* **SOURCE DATA**:
▬▬▬▬▬▬▬▬▬▬

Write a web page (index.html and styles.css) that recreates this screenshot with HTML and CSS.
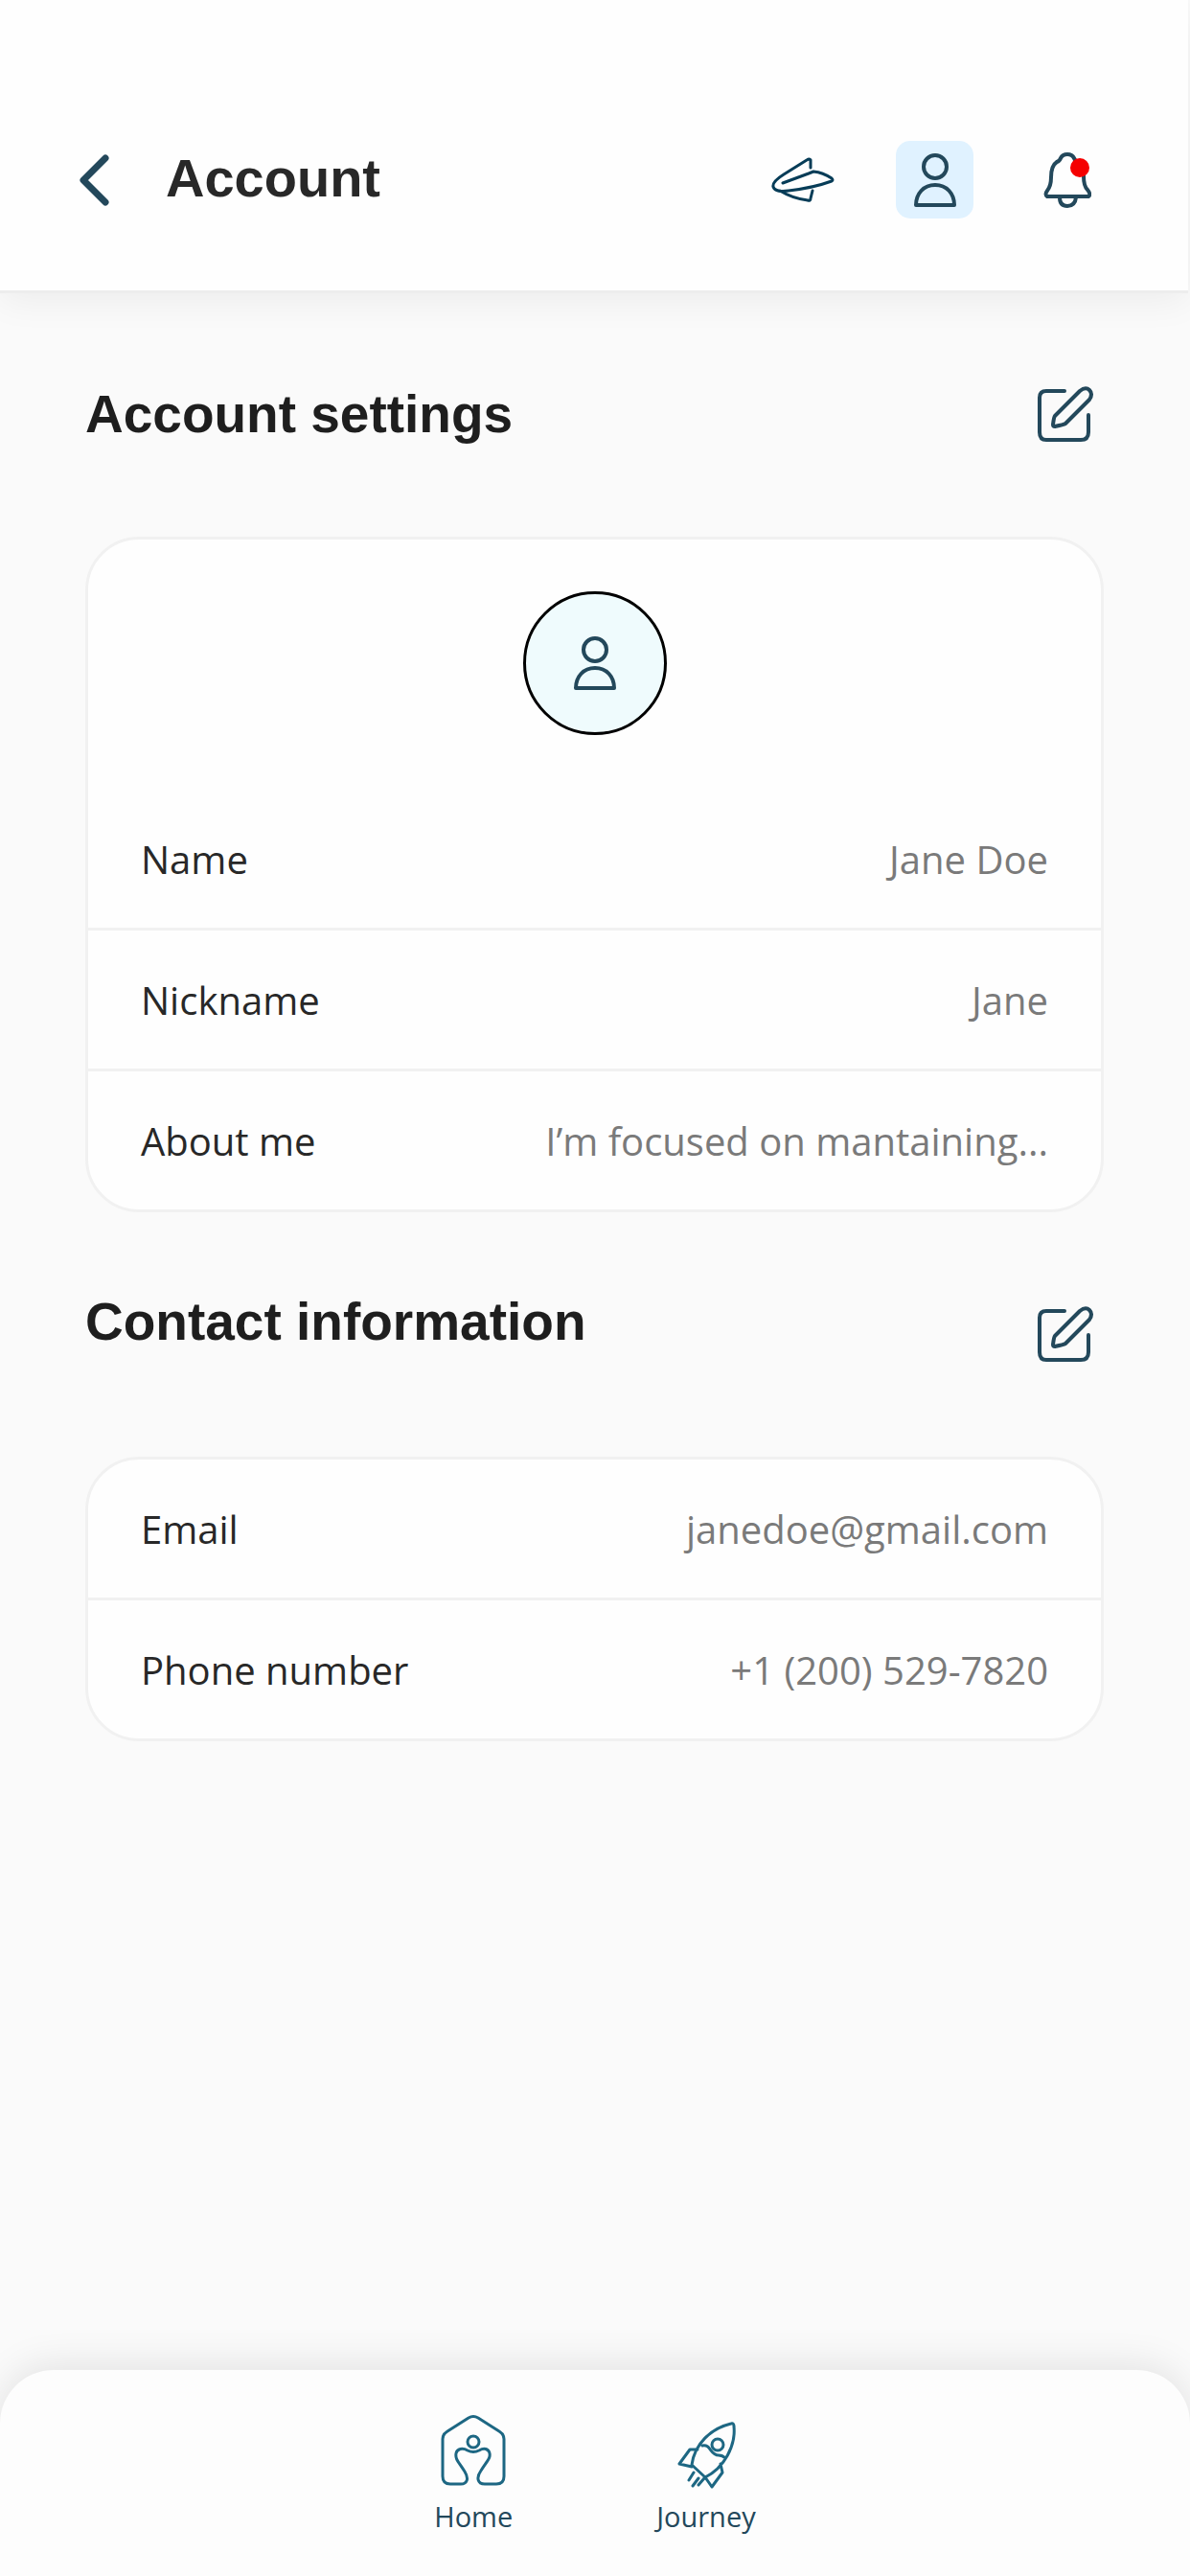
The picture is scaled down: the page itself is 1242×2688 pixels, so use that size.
FILE: index.html
```html
<!DOCTYPE html>
<html lang="en">
<head>
  <meta charset="utf-8">
  <meta name="viewport" content="width=device-width, initial-scale=1">
  <title>Account</title>
  <link rel="stylesheet" href="styles.css">
</head>
<body>
  <svg class="sprite" aria-hidden="true">
    <symbol id="icon-person" viewBox="0 0 46 58">
      <circle cx="23" cy="15" r="12"/>
      <path d="M3 55C3 43 11 34 23 34S43 43 43 55Z"/>
    </symbol>
    <symbol id="icon-edit" viewBox="0 0 60 60">
      <path d="M29 6H10Q3 6 3 13V49Q3 57 10 57H46Q54 57 54 49V31"/>
      <path d="M19 32L45 6Q51 1 55 5T55 15L30 40Q29 41 19 43Q17 43 17 41Q18 33 19 32Z"/>
    </symbol>
  </svg>

  <header class="topbar">
    <button class="icon-button back" type="button" aria-label="Back">
      <svg class="icon-chevron" viewBox="0 0 32 54"><path d="M28 4L5 27L28 50"/></svg>
    </button>
    <h1 class="title">Account</h1>
    <nav class="actions" aria-label="Shortcuts">
      <a class="action" href="#messages" aria-label="Messages">
        <svg class="icon-plane" viewBox="0 0 66 50">
          <path d="M41 12V4Q40 2 37 4L13 19C5 24 1 28 2 32C4 37 10 37 18 36Q44 33 63 26Q65 25 63 23Q54 17 44 16L39 18L12 28M9 36Q22 44 38 46Q41 47 41 44L43 36"/>
        </svg>
      </a>
      <a class="action is-active" href="#account" aria-label="Account" aria-current="page">
        <svg class="icon-person"><use href="#icon-person"/></svg>
      </a>
      <a class="action" href="#notifications" aria-label="Notifications">
        <svg class="icon-bell" viewBox="0 0 50 58">
          <path d="M18 6Q20 2 25 2T32 6Q33 9 36 10Q42 15 42 25Q42 35 46 39Q50 44 47 46H4Q1 44 4 40Q8 35 8 26Q8 14 14 10Q17 9 18 6ZM17 47Q17 56 25 56T34 47"/>
          <circle class="dot" cx="38" cy="16" r="10"/>
        </svg>
      </a>
    </nav>
  </header>

  <main class="content">
    <section class="section">
      <div class="section-head">
        <h2 class="section-title">Account settings</h2>
        <button class="icon-button" type="button" aria-label="Edit account settings">
          <svg class="icon-edit"><use href="#icon-edit"/></svg>
        </button>
      </div>
      <div class="card">
        <div class="avatar">
          <svg class="icon-person"><use href="#icon-person"/></svg>
        </div>
        <dl class="rows">
          <div class="row"><dt>Name</dt><dd>Jane Doe</dd></div>
          <div class="row"><dt>Nickname</dt><dd>Jane</dd></div>
          <div class="row"><dt>About me</dt><dd>I’m focused on mantaining...</dd></div>
        </dl>
      </div>
    </section>

    <section class="section">
      <div class="section-head is-raised">
        <h2 class="section-title">Contact information</h2>
        <button class="icon-button" type="button" aria-label="Edit contact information">
          <svg class="icon-edit"><use href="#icon-edit"/></svg>
        </button>
      </div>
      <div class="card">
        <dl class="rows">
          <div class="row"><dt>Email</dt><dd>janedoe@gmail.com</dd></div>
          <div class="row"><dt>Phone number</dt><dd>+1 (200) 529-7820</dd></div>
        </dl>
      </div>
    </section>
  </main>

  <nav class="tabbar" aria-label="Main">
    <a class="tab" href="#home">
      <svg class="icon-tab" viewBox="0 0 76 80">
        <path d="M33 6Q38 3 43 6L65 20Q70 23 70 28V67Q70 75 62 75H50C42 75 41 68 46 61C53 50 56 48 55 43C54 38 49 37 44 40Q38 43 32 40C27 37 21 38 20 43C19 49 22 51 29 62C34 70 31 75 25 75H14Q6 75 6 67V28Q6 23 11 20Z"/>
        <circle cx="38" cy="31" r="6"/>
      </svg>
      <span>Home</span>
    </a>
    <a class="tab" href="#journey">
      <svg class="icon-tab" viewBox="0 0 76 80">
        <path d="M23 55C26 33 43 17 64 12Q67 11 67 15C69 35 57 58 37 68ZM34 35C43 33 42 45 51 45Q55 45 58 48M29 39H21L10 54L23 57M53 54L55 63L44 78L37 68M25 63L20 71M30 69L24 77M36 69L30 76"/>
        <circle cx="50" cy="34" r="6"/>
      </svg>
      <span>Journey</span>
    </a>
  </nav>
</body>
</html>
```
FILE: styles.css
```css
* { box-sizing: border-box; }

body {
  margin: 0;
  min-height: 100vh;
  display: flex;
  flex-direction: column;
  background: #fafafa;
  color: #282828;
  font-family: "Open Sans", "Noto Sans", sans-serif;
  font-size: 40px;
  line-height: 56px;
}

svg {
  display: block;
  fill: none;
  stroke: #23485b;
  stroke-width: 4;
  stroke-linecap: round;
  stroke-linejoin: round;
}

.sprite { display: none; }

h1, h2, dl, dd { margin: 0; }

.icon-button {
  padding: 0;
  border: 0;
  background: none;
  cursor: pointer;
}

/* Top bar */
.topbar {
  display: flex;
  align-items: center;
  margin-right: 2px;
  padding: 147px 86px 75px 82px;
  background: #fefefe;
  border-bottom: 3px solid #ededed;
  box-shadow: 0 8px 36px rgba(0, 0, 0, 0.06);
}

.title {
  margin-left: 59px;
  padding-bottom: 4px;
  font: bold 56px/60px "Liberation Sans", Arial, sans-serif;
}

.actions {
  display: flex;
  gap: 57px;
  margin-left: auto;
}

.action {
  display: grid;
  place-items: center;
  width: 81px;
  height: 81px;
  border-radius: 15px;
}

.action.is-active { background: #e0f2ff; }

.icon-chevron { width: 32px; height: 54px; stroke-width: 7; }
.icon-plane { width: 66px; height: 50px; stroke: #063c57; stroke-width: 3; }
.icon-person { width: 46px; height: 58px; }
.icon-bell { width: 50px; height: 58px; }
.icon-edit { width: 60px; height: 60px; }
.dot { fill: #f50000; stroke: none; }

/* Sections */
.content {
  flex: 1;
  padding: 96px 90px 96px 89px;
}

.section + .section { margin-top: 97px; }

.section-head {
  display: flex;
  align-items: center;
  justify-content: space-between;
  padding-right: 10px;
  margin-bottom: 98px;
}

.section-head.is-raised { align-items: flex-start; }
.is-raised .section-title { line-height: 34px; }

.section-title {
  color: #1e1e1e;
  font: bold 55px/60px "Liberation Sans", Arial, sans-serif;
}

.card {
  overflow: hidden;
  background: #fefefe;
  border: 3px solid #f1f1f1;
  border-radius: 56px;
}

.avatar {
  display: grid;
  place-items: center;
  width: 150px;
  height: 150px;
  margin: 54px auto 57px;
  background: #effbfd;
  border: 3px solid #000;
  border-radius: 50%;
}

.row {
  display: flex;
  justify-content: space-between;
  gap: 32px;
  padding: 45px 55px 43px;
}

.row + .row { border-top: 3px solid #f1f1f1; }

.row dd { color: #7a7a7a; }

/* Bottom tabs */
.tabbar {
  display: flex;
  justify-content: center;
  gap: 150px;
  padding: 44px 0 42px;
  background: #fdfdfd;
  border-radius: 56px 56px 0 0;
  box-shadow: 0 -4px 40px rgba(0, 0, 0, 0.1);
}

.tab {
  display: flex;
  flex-direction: column;
  align-items: center;
  gap: 9px;
  color: #23485b;
  font-size: 29px;
  line-height: 40px;
  text-decoration: none;
}

.icon-tab {
  width: 76px;
  height: 80px;
  stroke: #1d6783;
  stroke-width: 3;
}
```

▬▬▬▬▬▬▬▬▬▬

* **GIVEN REQUEST**: All of the material above needs to be restated exactly, with no pictures.

* **EXERCISE OUTPUT**:
Write a web page (index.html and styles.css) that recreates this screenshot with HTML and CSS.
The picture is scaled down: the page itself is 1242×2688 pixels, so use that size.
FILE: index.html
```html
<!DOCTYPE html>
<html lang="en">
<head>
  <meta charset="utf-8">
  <meta name="viewport" content="width=device-width, initial-scale=1">
  <title>Account</title>
  <link rel="stylesheet" href="styles.css">
</head>
<body>
  <svg class="sprite" aria-hidden="true">
    <symbol id="icon-person" viewBox="0 0 46 58">
      <circle cx="23" cy="15" r="12"/>
      <path d="M3 55C3 43 11 34 23 34S43 43 43 55Z"/>
    </symbol>
    <symbol id="icon-edit" viewBox="0 0 60 60">
      <path d="M29 6H10Q3 6 3 13V49Q3 57 10 57H46Q54 57 54 49V31"/>
      <path d="M19 32L45 6Q51 1 55 5T55 15L30 40Q29 41 19 43Q17 43 17 41Q18 33 19 32Z"/>
    </symbol>
  </svg>

  <header class="topbar">
    <button class="icon-button back" type="button" aria-label="Back">
      <svg class="icon-chevron" viewBox="0 0 32 54"><path d="M28 4L5 27L28 50"/></svg>
    </button>
    <h1 class="title">Account</h1>
    <nav class="actions" aria-label="Shortcuts">
      <a class="action" href="#messages" aria-label="Messages">
        <svg class="icon-plane" viewBox="0 0 66 50">
          <path d="M41 12V4Q40 2 37 4L13 19C5 24 1 28 2 32C4 37 10 37 18 36Q44 33 63 26Q65 25 63 23Q54 17 44 16L39 18L12 28M9 36Q22 44 38 46Q41 47 41 44L43 36"/>
        </svg>
      </a>
      <a class="action is-active" href="#account" aria-label="Account" aria-current="page">
        <svg class="icon-person"><use href="#icon-person"/></svg>
      </a>
      <a class="action" href="#notifications" aria-label="Notifications">
        <svg class="icon-bell" viewBox="0 0 50 58">
          <path d="M18 6Q20 2 25 2T32 6Q33 9 36 10Q42 15 42 25Q42 35 46 39Q50 44 47 46H4Q1 44 4 40Q8 35 8 26Q8 14 14 10Q17 9 18 6ZM17 47Q17 56 25 56T34 47"/>
          <circle class="dot" cx="38" cy="16" r="10"/>
        </svg>
      </a>
    </nav>
  </header>

  <main class="content">
    <section class="section">
      <div class="section-head">
        <h2 class="section-title">Account settings</h2>
        <button class="icon-button" type="button" aria-label="Edit account settings">
          <svg class="icon-edit"><use href="#icon-edit"/></svg>
        </button>
      </div>
      <div class="card">
        <div class="avatar">
          <svg class="icon-person"><use href="#icon-person"/></svg>
        </div>
        <dl class="rows">
          <div class="row"><dt>Name</dt><dd>Jane Doe</dd></div>
          <div class="row"><dt>Nickname</dt><dd>Jane</dd></div>
          <div class="row"><dt>About me</dt><dd>I’m focused on mantaining...</dd></div>
        </dl>
      </div>
    </section>

    <section class="section">
      <div class="section-head is-raised">
        <h2 class="section-title">Contact information</h2>
        <button class="icon-button" type="button" aria-label="Edit contact information">
          <svg class="icon-edit"><use href="#icon-edit"/></svg>
        </button>
      </div>
      <div class="card">
        <dl class="rows">
          <div class="row"><dt>Email</dt><dd>janedoe@gmail.com</dd></div>
          <div class="row"><dt>Phone number</dt><dd>+1 (200) 529-7820</dd></div>
        </dl>
      </div>
    </section>
  </main>

  <nav class="tabbar" aria-label="Main">
    <a class="tab" href="#home">
      <svg class="icon-tab" viewBox="0 0 76 80">
        <path d="M33 6Q38 3 43 6L65 20Q70 23 70 28V67Q70 75 62 75H50C42 75 41 68 46 61C53 50 56 48 55 43C54 38 49 37 44 40Q38 43 32 40C27 37 21 38 20 43C19 49 22 51 29 62C34 70 31 75 25 75H14Q6 75 6 67V28Q6 23 11 20Z"/>
        <circle cx="38" cy="31" r="6"/>
      </svg>
      <span>Home</span>
    </a>
    <a class="tab" href="#journey">
      <svg class="icon-tab" viewBox="0 0 76 80">
        <path d="M23 55C26 33 43 17 64 12Q67 11 67 15C69 35 57 58 37 68ZM34 35C43 33 42 45 51 45Q55 45 58 48M29 39H21L10 54L23 57M53 54L55 63L44 78L37 68M25 63L20 71M30 69L24 77M36 69L30 76"/>
        <circle cx="50" cy="34" r="6"/>
      </svg>
      <span>Journey</span>
    </a>
  </nav>
</body>
</html>
```
FILE: styles.css
```css
* { box-sizing: border-box; }

body {
  margin: 0;
  min-height: 100vh;
  display: flex;
  flex-direction: column;
  background: #fafafa;
  color: #282828;
  font-family: "Open Sans", "Noto Sans", sans-serif;
  font-size: 40px;
  line-height: 56px;
}

svg {
  display: block;
  fill: none;
  stroke: #23485b;
  stroke-width: 4;
  stroke-linecap: round;
  stroke-linejoin: round;
}

.sprite { display: none; }

h1, h2, dl, dd { margin: 0; }

.icon-button {
  padding: 0;
  border: 0;
  background: none;
  cursor: pointer;
}

/* Top bar */
.topbar {
  display: flex;
  align-items: center;
  margin-right: 2px;
  padding: 147px 86px 75px 82px;
  background: #fefefe;
  border-bottom: 3px solid #ededed;
  box-shadow: 0 8px 36px rgba(0, 0, 0, 0.06);
}

.title {
  margin-left: 59px;
  padding-bottom: 4px;
  font: bold 56px/60px "Liberation Sans", Arial, sans-serif;
}

.actions {
  display: flex;
  gap: 57px;
  margin-left: auto;
}

.action {
  display: grid;
  place-items: center;
  width: 81px;
  height: 81px;
  border-radius: 15px;
}

.action.is-active { background: #e0f2ff; }

.icon-chevron { width: 32px; height: 54px; stroke-width: 7; }
.icon-plane { width: 66px; height: 50px; stroke: #063c57; stroke-width: 3; }
.icon-person { width: 46px; height: 58px; }
.icon-bell { width: 50px; height: 58px; }
.icon-edit { width: 60px; height: 60px; }
.dot { fill: #f50000; stroke: none; }

/* Sections */
.content {
  flex: 1;
  padding: 96px 90px 96px 89px;
}

.section + .section { margin-top: 97px; }

.section-head {
  display: flex;
  align-items: center;
  justify-content: space-between;
  padding-right: 10px;
  margin-bottom: 98px;
}

.section-head.is-raised { align-items: flex-start; }
.is-raised .section-title { line-height: 34px; }

.section-title {
  color: #1e1e1e;
  font: bold 55px/60px "Liberation Sans", Arial, sans-serif;
}

.card {
  overflow: hidden;
  background: #fefefe;
  border: 3px solid #f1f1f1;
  border-radius: 56px;
}

.avatar {
  display: grid;
  place-items: center;
  width: 150px;
  height: 150px;
  margin: 54px auto 57px;
  background: #effbfd;
  border: 3px solid #000;
  border-radius: 50%;
}

.row {
  display: flex;
  justify-content: space-between;
  gap: 32px;
  padding: 45px 55px 43px;
}

.row + .row { border-top: 3px solid #f1f1f1; }

.row dd { color: #7a7a7a; }

/* Bottom tabs */
.tabbar {
  display: flex;
  justify-content: center;
  gap: 150px;
  padding: 44px 0 42px;
  background: #fdfdfd;
  border-radius: 56px 56px 0 0;
  box-shadow: 0 -4px 40px rgba(0, 0, 0, 0.1);
}

.tab {
  display: flex;
  flex-direction: column;
  align-items: center;
  gap: 9px;
  color: #23485b;
  font-size: 29px;
  line-height: 40px;
  text-decoration: none;
}

.icon-tab {
  width: 76px;
  height: 80px;
  stroke: #1d6783;
  stroke-width: 3;
}
```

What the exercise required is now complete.